Aim of the task: The records that follow are to be repeated exactly, with the pictures removed.

====

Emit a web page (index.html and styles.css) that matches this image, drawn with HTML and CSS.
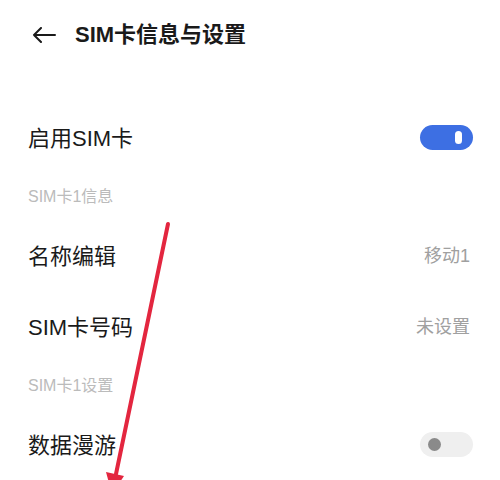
FILE: index.html
```html
<!DOCTYPE html>
<html lang="zh">
<head>
    <meta charset="UTF-8">
    <meta name="viewport" content="width=device-width, initial-scale=1.0">
    <title>SIM卡信息与设置</title>
    <link rel="stylesheet" href="styles.css">
</head>
<body>
    <div class="page">
        <div class="top-bar">
            <svg class="back-icon" width="24" height="16" viewBox="0 0 24 16">
                <path d="M23 8H2M9 1L2 8l7 7" fill="none" stroke="#1a1a1a" stroke-width="2" stroke-linecap="round" stroke-linejoin="round"/>
            </svg>
            <div class="title">SIM卡信息与设置</div>
        </div>

        <div class="list">
            <div class="row">
                <span class="row-label">启用SIM卡</span>
                <span class="switch on"><span class="knob"></span></span>
            </div>

            <div class="section-title">SIM卡1信息</div>
            <div class="row">
                <span class="row-label">名称编辑</span>
                <span class="row-value">移动1</span>
            </div>
            <div class="row">
                <span class="row-label">SIM卡号码</span>
                <span class="row-value">未设置</span>
            </div>

            <div class="section-title">SIM卡1设置</div>
            <div class="row">
                <span class="row-label">数据漫游</span>
                <span class="switch off"><span class="knob"></span></span>
            </div>
        </div>

        <!-- 标注箭头 -->
        <svg class="mark" width="500" height="480" viewBox="0 0 500 480">
            <line x1="168" y1="224" x2="116" y2="474" stroke="#e3263f" stroke-width="4" stroke-linecap="round"/>
            <polygon points="106,472 124,476 112,494" fill="#e3263f"/>
        </svg>
    </div>
</body>
</html>
```

FILE: styles.css
```css
body {
    margin: 0;
    background-color: #ffffff;
    font-family: "Liberation Sans", "Noto Sans CJK SC", sans-serif;
    color: #1a1a1a;
}
.page {
    position: relative;
    width: 500px;
    height: 480px;
    overflow: hidden;
}
.top-bar {
    display: flex;
    align-items: center;
    height: 64px;
    padding-left: 32px;
}
.back-icon {
    display: block;
    margin-top: 6px;
    margin-right: 19px;
}
.title {
    font-size: 22px;
    font-weight: 600;
}
.list {
    margin-top: 36px;
    padding: 0 27px 0 28px;
}
.row {
    display: flex;
    align-items: center;
    justify-content: space-between;
    height: 71px;
}
.row-label {
    font-size: 22px;
}
.row-value {
    font-size: 18px;
    color: #a0a0a0;
    margin-right: 3px;
}
.section-title {
    display: flex;
    align-items: center;
    height: 47px;
    font-size: 16px;
    color: #bbbbbb;
}
.switch {
    position: relative;
    display: block;
    width: 53px;
    height: 25px;
    margin-top: 4px;
    border-radius: 13px;
}
.switch.on {
    background-color: #3d6fe3;
}
.switch.off {
    background-color: #efefef;
}
.knob {
    position: absolute;
}
.switch.on .knob {
    right: 11px;
    top: 6px;
    width: 7px;
    height: 13px;
    border-radius: 4px;
    background-color: #ffffff;
}
.switch.off .knob {
    left: 8px;
    top: 6px;
    width: 13px;
    height: 13px;
    border-radius: 50%;
    background-color: #8a8a8a;
}
.mark {
    position: absolute;
    left: 0;
    top: 0;
    pointer-events: none;
}
```
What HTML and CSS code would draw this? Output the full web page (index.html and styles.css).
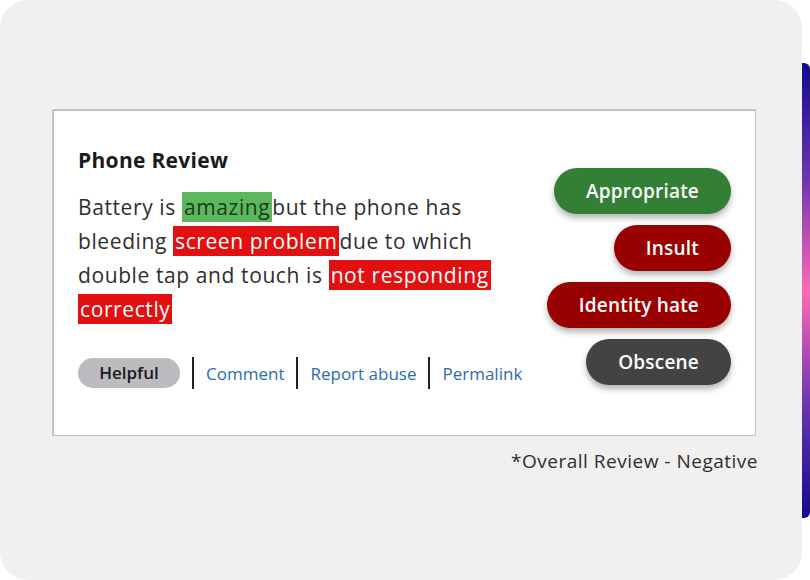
FILE: index.html
```html
<!DOCTYPE html>
<html>
<head>
<meta charset="utf-8">
<link rel="stylesheet" href="styles.css">
</head>
<body>
<div class="page">
  <div class="panel">
    <div class="card">
      <div class="review">
        <h1 class="title">Phone Review</h1>
        <p class="text">Battery is <span class="hl pos">amazing</span>but the phone has<br>bleeding <span class="hl neg">screen problem</span>due to which<br>double tap and touch is <span class="hl neg">not responding</span><br><span class="hl neg">correctly</span></p>
        <div class="actions">
          <span class="helpful">Helpful</span>
          <span class="sep"></span>
          <a class="link">Comment</a>
          <span class="sep"></span>
          <a class="link">Report abuse</a>
          <span class="sep"></span>
          <a class="link">Permalink</a>
        </div>
      </div>
      <div class="tags">
        <span class="tag green">Appropriate</span>
        <span class="tag red">Insult</span>
        <span class="tag red">Identity hate</span>
        <span class="tag dark">Obscene</span>
      </div>
    </div>
    <div class="overall">*Overall Review - Negative</div>
  </div>
  <div class="bar"></div>
</div>
</body>
</html>
```

FILE: styles.css
```css
html, body {
  margin: 0;
  padding: 0;
  background: #ffffff;
}
body {
  font-family: "Open Sans", "Lato", sans-serif;
  color: #2b2b2b;
}
.page {
  display: flex;
  width: 810px;
  height: 580px;
  overflow: hidden;
}
.panel {
  width: 802px;
  height: 580px;
  flex: none;
  background: #f0f0f0;
  border-radius: 28px;
  padding: 109px 0 0 52px;
  box-sizing: border-box;
}
.bar {
  width: 8px;
  height: 455px;
  margin-top: 63px;
  flex: none;
  border-radius: 0 6px 6px 0;
  background: linear-gradient(to bottom, #120a8f 0%, #6b35b0 25%, #ff69b4 50%, #6b35b0 75%, #120a8f 100%);
}
.card {
  width: 704px;
  height: 327px;
  box-sizing: border-box;
  background: #fff;
  border: 2px solid #c4c4c4;
  border-right-width: 1px;
  border-bottom-width: 1px;
  display: flex;
  justify-content: space-between;
  padding: 35px 24px 0 24px;
}
.review {
  display: flex;
  flex-direction: column;
}
.title {
  margin: 0;
  font-size: 21px;
  font-weight: 700;
  letter-spacing: 0.3px;
  color: #1a1a1a;
  line-height: 28px;
}
.text {
  margin: 16px 0 0 0;
  font-size: 21px;
  letter-spacing: 0.6px;
  line-height: 34px;
  color: #2e2e2e;
}
.hl {
  padding: 1px 2px;
}
.pos {
  background: #5cb85c;
  color: #1f3a1f;
}
.neg {
  background: #e21010;
  color: #ffffff;
}
.actions {
  display: flex;
  align-items: center;
  margin-top: 31px;
  gap: 12px;
}
.helpful {
  background: #bcbcc0;
  color: #1a1a1a;
  font-size: 17px;
  font-weight: 600;
  width: 102px;
  height: 30px;
  line-height: 30px;
  text-align: center;
  border-radius: 15px;
}
.sep {
  width: 2px;
  height: 32px;
  background: #222;
}
.link {
  color: #2b6cb0;
  font-size: 17px;
  font-weight: 500;
}
.tags {
  display: flex;
  flex-direction: column;
  align-items: flex-end;
  gap: 11px;
  padding-top: 22px;
}
.tag {
  height: 46px;
  line-height: 46px;
  border-radius: 23px;
  color: #fff;
  font-size: 19px;
  font-weight: 600;
  letter-spacing: 0.2px;
  padding: 0 32px;
  box-shadow: 0 4px 6px rgba(0, 0, 0, 0.3);
}
.green { background: #327f35; }
.red { background: #990000; }
.dark { background: #434343; }
.overall {
  width: 706px;
  text-align: right;
  margin-top: 12px;
  font-size: 19px;
  letter-spacing: 0.5px;
  color: #2e2e2e;
}
```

====

Solution for this problem:
Emit a web page (index.html and styles.css) that matches this image, drawn with HTML and CSS.
FILE: index.html
```html
<!DOCTYPE html>
<html lang="zh">
<head>
    <meta charset="UTF-8">
    <meta name="viewport" content="width=device-width, initial-scale=1.0">
    <title>SIM卡信息与设置</title>
    <link rel="stylesheet" href="styles.css">
</head>
<body>
    <div class="page">
        <div class="top-bar">
            <svg class="back-icon" width="24" height="16" viewBox="0 0 24 16">
                <path d="M23 8H2M9 1L2 8l7 7" fill="none" stroke="#1a1a1a" stroke-width="2" stroke-linecap="round" stroke-linejoin="round"/>
            </svg>
            <div class="title">SIM卡信息与设置</div>
        </div>

        <div class="list">
            <div class="row">
                <span class="row-label">启用SIM卡</span>
                <span class="switch on"><span class="knob"></span></span>
            </div>

            <div class="section-title">SIM卡1信息</div>
            <div class="row">
                <span class="row-label">名称编辑</span>
                <span class="row-value">移动1</span>
            </div>
            <div class="row">
                <span class="row-label">SIM卡号码</span>
                <span class="row-value">未设置</span>
            </div>

            <div class="section-title">SIM卡1设置</div>
            <div class="row">
                <span class="row-label">数据漫游</span>
                <span class="switch off"><span class="knob"></span></span>
            </div>
        </div>

        <!-- 标注箭头 -->
        <svg class="mark" width="500" height="480" viewBox="0 0 500 480">
            <line x1="168" y1="224" x2="116" y2="474" stroke="#e3263f" stroke-width="4" stroke-linecap="round"/>
            <polygon points="106,472 124,476 112,494" fill="#e3263f"/>
        </svg>
    </div>
</body>
</html>
```

FILE: styles.css
```css
body {
    margin: 0;
    background-color: #ffffff;
    font-family: "Liberation Sans", "Noto Sans CJK SC", sans-serif;
    color: #1a1a1a;
}
.page {
    position: relative;
    width: 500px;
    height: 480px;
    overflow: hidden;
}
.top-bar {
    display: flex;
    align-items: center;
    height: 64px;
    padding-left: 32px;
}
.back-icon {
    display: block;
    margin-top: 6px;
    margin-right: 19px;
}
.title {
    font-size: 22px;
    font-weight: 600;
}
.list {
    margin-top: 36px;
    padding: 0 27px 0 28px;
}
.row {
    display: flex;
    align-items: center;
    justify-content: space-between;
    height: 71px;
}
.row-label {
    font-size: 22px;
}
.row-value {
    font-size: 18px;
    color: #a0a0a0;
    margin-right: 3px;
}
.section-title {
    display: flex;
    align-items: center;
    height: 47px;
    font-size: 16px;
    color: #bbbbbb;
}
.switch {
    position: relative;
    display: block;
    width: 53px;
    height: 25px;
    margin-top: 4px;
    border-radius: 13px;
}
.switch.on {
    background-color: #3d6fe3;
}
.switch.off {
    background-color: #efefef;
}
.knob {
    position: absolute;
}
.switch.on .knob {
    right: 11px;
    top: 6px;
    width: 7px;
    height: 13px;
    border-radius: 4px;
    background-color: #ffffff;
}
.switch.off .knob {
    left: 8px;
    top: 6px;
    width: 13px;
    height: 13px;
    border-radius: 50%;
    background-color: #8a8a8a;
}
.mark {
    position: absolute;
    left: 0;
    top: 0;
    pointer-events: none;
}
```
What HTML and CSS code would draw this? Output the full web page (index.html and styles.css).
FILE: index.html
```html
<!DOCTYPE html>
<html>
<head>
<meta charset="utf-8">
<link rel="stylesheet" href="styles.css">
</head>
<body>
<div class="page">
  <div class="panel">
    <div class="card">
      <div class="review">
        <h1 class="title">Phone Review</h1>
        <p class="text">Battery is <span class="hl pos">amazing</span>but the phone has<br>bleeding <span class="hl neg">screen problem</span>due to which<br>double tap and touch is <span class="hl neg">not responding</span><br><span class="hl neg">correctly</span></p>
        <div class="actions">
          <span class="helpful">Helpful</span>
          <span class="sep"></span>
          <a class="link">Comment</a>
          <span class="sep"></span>
          <a class="link">Report abuse</a>
          <span class="sep"></span>
          <a class="link">Permalink</a>
        </div>
      </div>
      <div class="tags">
        <span class="tag green">Appropriate</span>
        <span class="tag red">Insult</span>
        <span class="tag red">Identity hate</span>
        <span class="tag dark">Obscene</span>
      </div>
    </div>
    <div class="overall">*Overall Review - Negative</div>
  </div>
  <div class="bar"></div>
</div>
</body>
</html>
```

FILE: styles.css
```css
html, body {
  margin: 0;
  padding: 0;
  background: #ffffff;
}
body {
  font-family: "Open Sans", "Lato", sans-serif;
  color: #2b2b2b;
}
.page {
  display: flex;
  width: 810px;
  height: 580px;
  overflow: hidden;
}
.panel {
  width: 802px;
  height: 580px;
  flex: none;
  background: #f0f0f0;
  border-radius: 28px;
  padding: 109px 0 0 52px;
  box-sizing: border-box;
}
.bar {
  width: 8px;
  height: 455px;
  margin-top: 63px;
  flex: none;
  border-radius: 0 6px 6px 0;
  background: linear-gradient(to bottom, #120a8f 0%, #6b35b0 25%, #ff69b4 50%, #6b35b0 75%, #120a8f 100%);
}
.card {
  width: 704px;
  height: 327px;
  box-sizing: border-box;
  background: #fff;
  border: 2px solid #c4c4c4;
  border-right-width: 1px;
  border-bottom-width: 1px;
  display: flex;
  justify-content: space-between;
  padding: 35px 24px 0 24px;
}
.review {
  display: flex;
  flex-direction: column;
}
.title {
  margin: 0;
  font-size: 21px;
  font-weight: 700;
  letter-spacing: 0.3px;
  color: #1a1a1a;
  line-height: 28px;
}
.text {
  margin: 16px 0 0 0;
  font-size: 21px;
  letter-spacing: 0.6px;
  line-height: 34px;
  color: #2e2e2e;
}
.hl {
  padding: 1px 2px;
}
.pos {
  background: #5cb85c;
  color: #1f3a1f;
}
.neg {
  background: #e21010;
  color: #ffffff;
}
.actions {
  display: flex;
  align-items: center;
  margin-top: 31px;
  gap: 12px;
}
.helpful {
  background: #bcbcc0;
  color: #1a1a1a;
  font-size: 17px;
  font-weight: 600;
  width: 102px;
  height: 30px;
  line-height: 30px;
  text-align: center;
  border-radius: 15px;
}
.sep {
  width: 2px;
  height: 32px;
  background: #222;
}
.link {
  color: #2b6cb0;
  font-size: 17px;
  font-weight: 500;
}
.tags {
  display: flex;
  flex-direction: column;
  align-items: flex-end;
  gap: 11px;
  padding-top: 22px;
}
.tag {
  height: 46px;
  line-height: 46px;
  border-radius: 23px;
  color: #fff;
  font-size: 19px;
  font-weight: 600;
  letter-spacing: 0.2px;
  padding: 0 32px;
  box-shadow: 0 4px 6px rgba(0, 0, 0, 0.3);
}
.green { background: #327f35; }
.red { background: #990000; }
.dark { background: #434343; }
.overall {
  width: 706px;
  text-align: right;
  margin-top: 12px;
  font-size: 19px;
  letter-spacing: 0.5px;
  color: #2e2e2e;
}
```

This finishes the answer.